Jennifer’s goal is not for her students to do everything perfectly the first time — she wants them to make mistakes, learn from them, and experience the joy of figuring out the solutions to problems for themselves, instead of having her hand them the answer.
In fact, her proudest moments in the Tekkie Uni classroom have been with kids who have trouble understanding the subject material at the beginning of the course.
These are the students who might not really interact during class. They might have problems with the work and Jennifer might have to spend a lot of time explaining concepts and helping them correct their errors, but despite their struggles, these kids keep coming to class.
All that hard work usually pays off, she says. Near the end of the session, those are the kids who answer all the hard questions, who understand variables — the hardest concept taught in the first-year coding course — and when they enter the second-year course, they are well-prepared for more advanced work.

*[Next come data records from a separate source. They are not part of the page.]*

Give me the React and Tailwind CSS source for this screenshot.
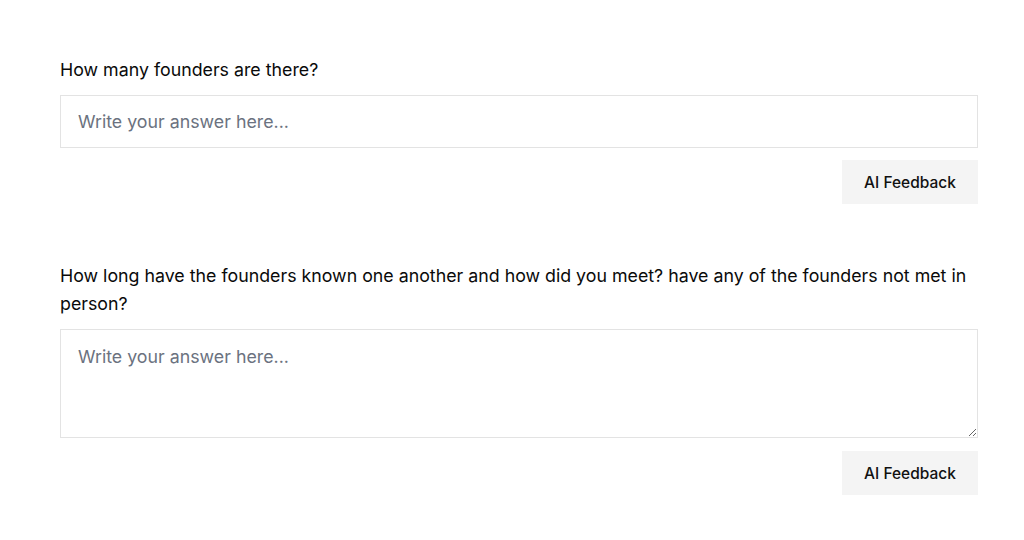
export default function App() {
  const questions = [
    { id: 1, text: "How many founders are there?", multiline: false },
    {
      id: 2,
      text: "How long have the founders known one another and how did you meet? have any of the founders not met in person?",
      multiline: true,
    },
  ];

  return (
    <div className="min-h-[540px] bg-white pl-[60px] pt-[56px] font-['Inter',sans-serif] text-[#111]">
      <div className="flex w-[918px] flex-col gap-[58px]">
        {questions.map((q) => (
          <div key={q.id} className="flex flex-col">
            <label className="text-[17.8px] leading-[28px] text-[#0a0a0a]">{q.text}</label>
            {q.multiline ? (
              <textarea
                rows={3}
                placeholder="Write your answer here..."
                className="mt-[11px] h-[109px] w-full border border-[#e3e3e3] px-[17px] py-[13px] text-[17.8px] leading-[28px] outline-none placeholder:text-[#6b7280]"
              />
            ) : (
              <input
                placeholder="Write your answer here..."
                className="mt-[11px] h-[53px] w-full border border-[#e3e3e3] px-[17px] text-[17.8px] outline-none placeholder:text-[#6b7280]"
              />
            )}
            <div className={q.multiline ? "mt-[13px] flex justify-end" : "mt-[12px] flex justify-end"}>
              <button className="h-[44px] w-[136px] bg-[#f4f4f4] pt-[2px] text-[15.5px] font-medium text-[#111]">
                AI Feedback
              </button>
            </div>
          </div>
        ))}
      </div>
    </div>
  );
}
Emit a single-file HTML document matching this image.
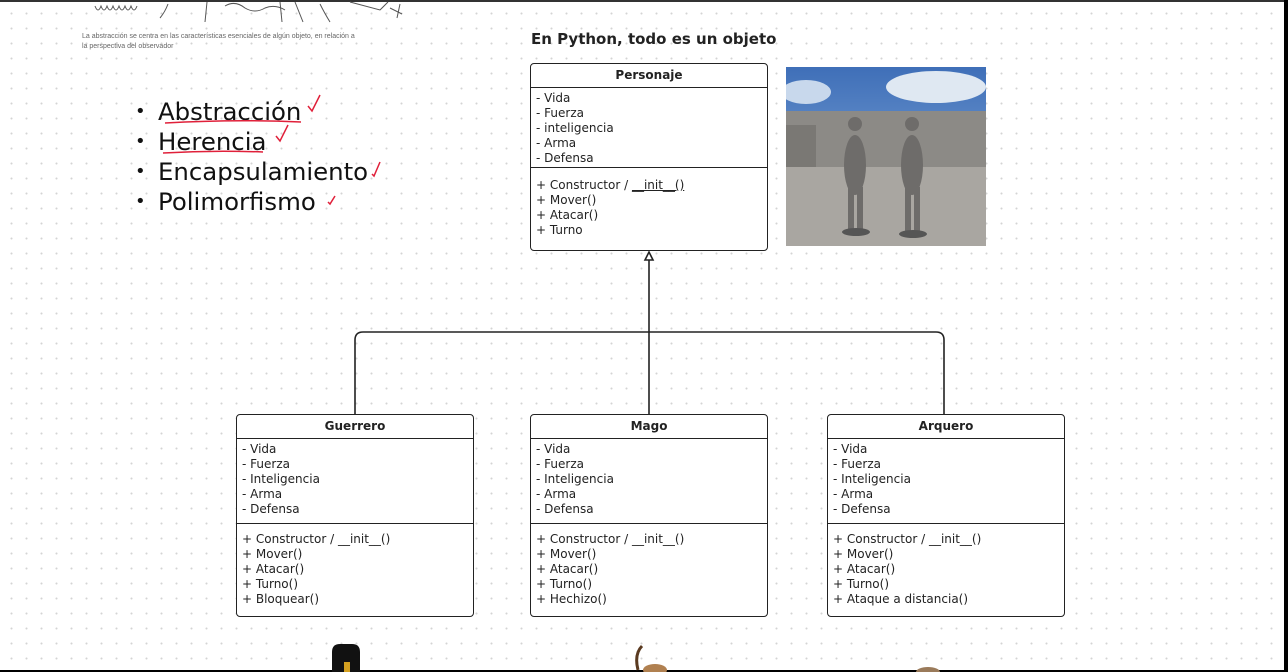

“They end up being the kids who understand the most,” she said. “Every time this happens, it is a proud moment for me.”
Teaching and learning with Tekkie Uni
Jennifer jokes that “she didn’t know what she was getting into” when she started working with Tekkie Uni — she knew how to teach when she first started, but not how to code — but learning about programming and nurturing her students’ talents and creativity has been an amazing experience for her.
“The values of Tekkie Uni are in line with my values,” she said. “I believe that learning should be fun. That we should express our creativity, that responsibility should be instilled in kids early and of course, we should always challenge ourselves to do something new and different.”